We draw from the three elements of kuwentuhan: (1) collective storying and memorying, (2) co-producing knowledge through Filipino talk story, and (3) a generational language (Gutierrez et al., 2023). These elements foreground how kuwentuhan can be utilized as both a pedagogy and a praxis, especially with Pinxy students in history education. When we engage in kuwentuhan, we embody the counternarratives that have been and are often omitted and misrepresented in education.
Jocson (2008) asserts that kuwentos are necessary for Ethnic Studies, multicultural, and antiracist education because they are used to provide counternarratives to dominant understandings of the collective history one typically learns within traditional history education spaces. Kuwentuhan (Francisco-Menchavez, 2022) is a form of Filipino talk story that “incorporates other people’s experiences as an individual conveys one’s own story” (p. 1528). Kuwentuhan allows for storytellers to embody kapwa, the Tagalog word that unifies “self” and “others,” thus recognizing a shared identity (Enriquez, 2004). In this paper, authors share their stories of how they have utilized kuwentos and kuwentuhan as pedagogical tools within history education. They expand on students’ kuwento projects and their experiences as educators engaging in kuwentuhan as a research method with colleagues and community practitioners.
Findings indicate how kuwentuhan is a tool for Filipina/x/o students to reclaim their history and identities in educational spaces. This Filipina/x/o cultural practice allows us to historicize who we are, where we come from, and how we resist the dominant narratives that try to erase us. Because kuwentuhan allows for the weaving of individual stories, storytellers are able to collectively build a shared identity that has the potential to create counter possibilities of learning, being, and doing, which speaks to the theme of remedy and repair.
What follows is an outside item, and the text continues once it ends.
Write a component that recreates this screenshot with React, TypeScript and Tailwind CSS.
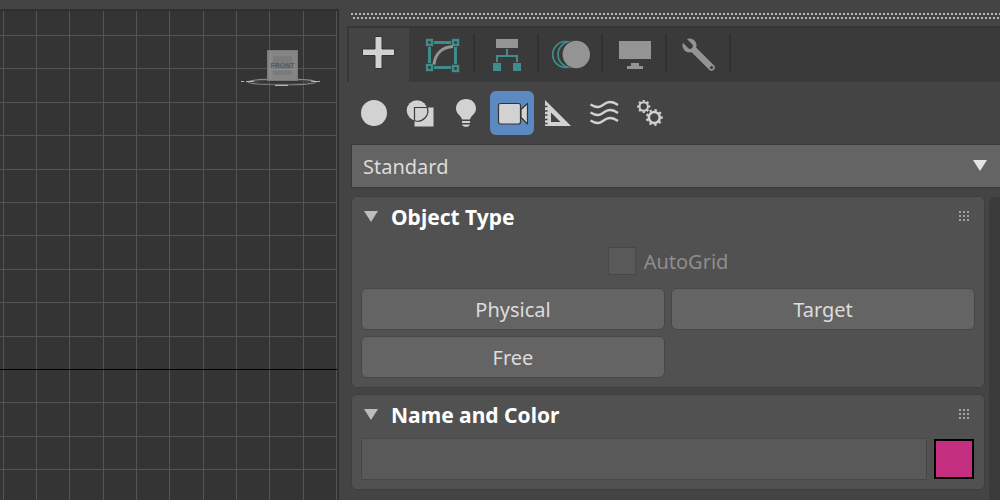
import React, { useState } from "react";

const TEAL = "#3f8c8a";
const GREY = "#949494";
const LIGHT = "#d2d2d2";
const DARK = "#3a3a3a";

const gridSteps = Array.from({ length: 80 }, (_, i) => i);

function ViewportGrid() {
  return (
    <svg className="block h-full w-full" shapeRendering="crispEdges" aria-hidden="true">
      {gridSteps.map((i) => {
        const x = Math.floor(3.2 + i * 33.32);
        return <rect key={`v${i}`} x={x} y="0" width="1" height="100%" fill="#545454" />;
      })}
      {gridSteps.map((i) => {
        const y = Math.round(24 + i * 33.4);
        return (
          <rect key={`h${i}`} x="0" y={y} width="100%" height="1" fill={i === 10 ? "#000000" : "#545454"} />
        );
      })}
    </svg>
  );
}

function ViewCube() {
  return (
    <svg width="82" height="40" viewBox="0 0 82 40" role="img" aria-label="Front view">
      <ellipse cx="42" cy="34" rx="34" ry="2.800" fill="none" stroke="#85878b" strokeWidth="1.200" />
      <ellipse cx="42" cy="34" rx="28" ry="2" fill="none" stroke="#4a4b4e" strokeWidth="1" />
      <path d="M1 33.500H4M6 33.500H14M71 33.500H80M35 37.300H48" stroke="#b4b5b9" strokeWidth="1.200" />
      <rect x="27" y="2" width="31" height="31" fill="#858585" />
      <rect x="27.500" y="2.500" width="30" height="30" fill="none" stroke="#797979" />
      <rect x="33" y="8" width="19" height="19" fill="#7a7b7d" />
      <path d="M30.500 3V32M28 21.500H57" stroke="#8f8f8f" />
      <text
        x="42.500"
        y="20"
        textAnchor="middle"
        fontSize="7"
        fontWeight="700"
        fill="#54595f"
        className="font-['Liberation_Sans',sans-serif]"
      >
        FRONT
      </text>
    </svg>
  );
}

function DragStrip() {
  return (
    <svg className="block h-[6px] w-full" shapeRendering="crispEdges" aria-hidden="true">
      <defs>
        <pattern id="strip" width="4" height="6" patternUnits="userSpaceOnUse">
          <rect x="0" y="0" width="2" height="2" fill="#b8b8b8" />
          <rect x="2" y="4" width="2" height="2" fill="#b8b8b8" />
        </pattern>
      </defs>
      <rect width="100%" height="6" fill="url(#strip)" />
    </svg>
  );
}

const tabs = [
  {
    label: "Create",
    icon: <path d="M16 1.500h7v12.500h12.500v6.500H23v13h-7v-13H3.500V14H16z" fill={LIGHT} stroke="#353535" strokeWidth="1" />,
  },
  {
    label: "Modify",
    icon: (
      <>
        <path d="M12 7.500H29M7.500 12V28M33.500 12V29M12 32.500H29" stroke={TEAL} strokeWidth="3" />
        <g fill={DARK} stroke={TEAL} strokeWidth="2.400">
          <rect x="5" y="5" width="5" height="5" />
          <rect x="31" y="5" width="5" height="5" />
          <rect x="5" y="30" width="5" height="5" />
          <rect x="31" y="31" width="5" height="5" />
        </g>
        <path d="M12 29.500C13 19 20 12 31 11.500" fill="none" stroke={GREY} strokeWidth="3" />
      </>
    ),
  },
  {
    label: "Hierarchy",
    icon: (
      <>
        <rect x="10" y="4" width="22" height="9" fill={GREY} />
        <path d="M21 14V21M11 27V21H31V27" fill="none" stroke={TEAL} strokeWidth="2" />
        <path d="M7 28h8v8H7zM27 28h8v8h-8z" fill={TEAL} />
      </>
    ),
  },
  {
    label: "Motion",
    icon: (
      <>
        <circle cx="15.700" cy="19.500" r="13" fill={DARK} stroke={TEAL} strokeWidth="1.700" />
        <circle cx="21" cy="19.500" r="13" fill={DARK} stroke={TEAL} strokeWidth="1.700" />
        <circle cx="26.300" cy="19.500" r="14.500" fill={DARK} />
        <circle cx="26.300" cy="19.500" r="13.700" fill={GREY} />
      </>
    ),
  },
  {
    label: "Display",
    icon: <path d="M5 6h32v18H5zM17 28h8v3h4v3H13v-3h4z" fill={GREY} />,
  },
  {
    label: "Utilities",
    icon: (
      <>
        <circle cx="11.500" cy="10.500" r="7" fill={GREY} />
        <path d="M12 11L33.500 32.500" stroke={GREY} strokeWidth="6.500" strokeLinecap="round" />
        <path d="M12 11L4 3" stroke={DARK} strokeWidth="5.500" strokeLinecap="round" />
        <circle cx="33.500" cy="32.500" r="1.600" fill={DARK} />
      </>
    ),
  },
];

const categories = [
  { label: "Geometry", icon: <circle cx="22" cy="22" r="13" fill={LIGHT} /> },
  {
    label: "Shapes",
    icon: (
      <>
        <circle cx="19" cy="19.500" r="10.300" fill={LIGHT} />
        <rect x="16.500" y="16.500" width="19" height="19" fill={LIGHT} />
        <path d="M16.500 30V16.500H29.500" fill="none" stroke="#3c3c3c" strokeWidth="1.200" />
        <path d="M29.300 16.500A10.300 10.300 0 0 1 16.500 29.700" fill="none" stroke="#3c3c3c" strokeWidth="1.200" />
      </>
    ),
  },
  {
    label: "Lights",
    icon: (
      <path
        d="M22 8c-5.800 0-10 4.200-10 9.600 0 5.400 5.500 7.400 6 11h8c.5-3.600 6-5.600 6-11C32 12.200 27.800 8 22 8zM18 30h8v2h-8zM18 33.500h8c-.5 1.600-2 2.300-4 2.300s-3.500-.7-4-2.300z"
        fill={LIGHT}
      />
    ),
  },
  {
    label: "Cameras",
    icon: (
      <g fill={LIGHT} stroke="#343434" strokeWidth="1.200" strokeLinejoin="round">
        <rect x="8.500" y="12.500" width="22" height="20.500" rx="2" />
        <path d="M31 18.500L37.500 12.500V33L31 26.500z" />
      </g>
    ),
  },
  {
    label: "Helpers",
    icon: (
      <>
        <path d="M9 9L35 35H9zM15 21.500V31H24.500z" fill={LIGHT} fillRule="evenodd" />
        <path d="M9 15.500h2.500M9 20h2.500M9 24h2.500M9 28.500h2.500M9 32.500h2.500" stroke="#444444" strokeWidth="1.700" />
      </>
    ),
  },
  {
    label: "Space Warps",
    icon: (
      <g fill="none" stroke={LIGHT} strokeWidth="2.400">
        <path d="M8.500 13.500C20 20.500 20 11 28 11c4 0 5.500 1.500 8 3" />
        <path d="M8.500 21.500C20 28.500 20 19 28 19c4 0 5.500 1.500 8 3" />
        <path d="M8.500 29.500C20 36.500 20 27 28 27c4 0 5.500 1.500 8 3" />
      </g>
    ),
  },
  {
    label: "Systems",
    icon: (
      <g fill="none" stroke={LIGHT}>
        <circle cx="15.700" cy="15.500" r="4.200" strokeWidth="2" />
        <circle cx="15.700" cy="15.500" r="5.700" strokeWidth="1.700" pathLength="80" strokeDasharray="5 5" strokeDashoffset="2.500" />
        <circle cx="26.300" cy="26.500" r="5.500" strokeWidth="2.600" />
        <circle cx="26.300" cy="26.500" r="7.500" strokeWidth="1.900" pathLength="90" strokeDasharray="4.500 5.500" strokeDashoffset="2" />
      </g>
    ),
  },
];

interface RolloutProps {
  title: string;
  children: React.ReactNode;
}

function Rollout({ title, children }: RolloutProps) {
  const [open, setOpen] = useState(true);

  return (
    <section className="rounded-md border border-[#3e3e3e] bg-[#515151] px-[9px]">
      <header className="mb-1 flex h-[39px] items-center justify-between pr-1">
        <h2>
          <button
            type="button"
            aria-expanded={open}
            onClick={() => setOpen(!open)}
            className="flex items-center gap-[13px] pl-[3px] text-[21px] leading-7 font-bold text-white"
          >
            <svg width="14" height="14" viewBox="0 0 14 14" aria-hidden="true">
              <path d="M0 1H14L7 12z" fill="#bdbdbd" />
            </svg>
            {title}
          </button>
        </h2>
        <svg width="12" height="14" viewBox="0 0 12 14" shapeRendering="crispEdges" aria-hidden="true">
          {[1, 5, 9].map((y) => (
            <path key={y} d={`M0 ${y}h2v2h-2zM4 ${y}h2v2h-2zM8 ${y}h2v2h-2z`} fill="#a3a3a3" />
          ))}
        </svg>
      </header>
      {open && <div className="pb-[9px]">{children}</div>}
    </section>
  );
}

export default function App() {
  const [tab, setTab] = useState("Create");
  const [category, setCategory] = useState("Cameras");

  return (
    <div className="flex min-h-screen bg-[#444444] font-['Noto_Sans','Open_Sans',sans-serif] text-[#dcdcdc]">
      {/* Viewport */}
      <main className="flex w-[34%] shrink-0 pt-[9px] pr-px">
        <div className="relative flex-1 border-t-2 border-r-2 border-[#2f2f2f] bg-[#343434]">
          <div className="absolute inset-0">
            <ViewportGrid />
          </div>
          <div className="absolute top-[37px] right-[15px]">
            <ViewCube />
          </div>
        </div>
      </main>

      {/* Command panel */}
      <aside className="flex min-w-0 flex-1 flex-col pl-[7px]">
        <div className="pt-[13px] pb-[7px] pl-1">
          <DragStrip />
        </div>

        <nav className="flex h-14 border-t-2 border-l-2 border-[#363636] bg-[#3a3a3a]">
          {tabs.map((t, i) => (
            <React.Fragment key={t.label}>
              <button
                type="button"
                aria-label={t.label}
                aria-pressed={tab === t.label}
                onClick={() => setTab(t.label)}
                className={`flex items-center justify-center ${i === 0 ? "mr-0.5 w-[60px]" : "w-[62px]"} ${
                  tab === t.label ? "bg-[#444444]" : ""
                }`}
              >
                <svg width="40" height="40" viewBox="0 0 40 40" aria-hidden="true">
                  {t.icon}
                </svg>
              </button>
              {i > 0 && <span className="mt-1.5 h-[38px] w-0.5 bg-[#303030]" />}
            </React.Fragment>
          ))}
        </nav>

        <div className="flex gap-0.5 px-[5px] py-[9px]">
          {categories.map((c) => (
            <button
              key={c.label}
              type="button"
              aria-label={c.label}
              aria-pressed={category === c.label}
              onClick={() => setCategory(c.label)}
              className={`size-11 rounded-md ${category === c.label ? "bg-[#5d89c1]" : ""}`}
            >
              <svg width="44" height="44" viewBox="0 0 44 44" aria-hidden="true">
                {c.icon}
              </svg>
            </button>
          ))}
        </div>

        <div className="relative ml-1">
          <select
            aria-label="Subcategory"
            className="block h-11 w-full appearance-none border border-r-0 border-[#393939] bg-[#646464] px-[11px] pt-0.5 text-xl"
          >
            <option>Standard</option>
          </select>
          <svg
            width="14"
            height="11"
            viewBox="0 0 14 11"
            className="pointer-events-none absolute top-4 right-[13px]"
            aria-hidden="true"
          >
            <path d="M0 0H14L7 11z" fill="#e4e4e4" />
          </svg>
        </div>

        <div className="flex flex-1 gap-1 pt-2 pl-1">
          <div className="flex min-w-0 flex-1 flex-col gap-1.5 pb-2.5">
            <Rollout title="Object Type">
              <div className="flex justify-center pt-[7px] pb-[13px]">
                <label className="flex h-7 items-center gap-2 text-xl leading-7 text-[#8e8e8e]">
                  <input
                    type="checkbox"
                    disabled
                    className="size-7 appearance-none border border-[#484848] bg-[#595959]"
                  />
                  <span className="pt-0.5">AutoGrid</span>
                </label>
              </div>
              <div className="grid grid-cols-2 gap-1.5">
                {["Physical", "Target", "Free"].map((name) => (
                  <button
                    key={name}
                    type="button"
                    className="h-[42px] rounded-md border border-[#474747] bg-[#646464] pt-0.5 text-xl"
                  >
                    {name}
                  </button>
                ))}
              </div>
            </Rollout>

            <Rollout title="Name and Color">
              <div className="flex items-center gap-[7px] pr-px">
                <input
                  type="text"
                  aria-label="Object name"
                  className="h-[42px] min-w-0 flex-1 border border-[#484848] bg-[#595959] px-2 text-xl outline-none"
                />
                <button
                  type="button"
                  aria-label="Object color"
                  className="size-10 border-2 border-black bg-[#c42f80]"
                />
              </div>
            </Rollout>
          </div>
          <div className="mt-px w-[11px] rounded-tl-md bg-[#3b3b3b]" />
        </div>
      </aside>
    </div>
  );
}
While kuwentuhan has existed as a form of exchanging knowledge for generations in what is now known as the Philippines, the process of storytelling has been adopted within social science classrooms in the United States, particularly within Ethnic Studies. Kuwentuhan can be a strategy for knowledge exchange in the classroom and can also be used as a method of inquiry when collecting and analyzing data for research. Kuwentuhan allows students and teachers to engage in relational interaction to place their own and their families’ experiences within a larger socio-historical-political context when learning history.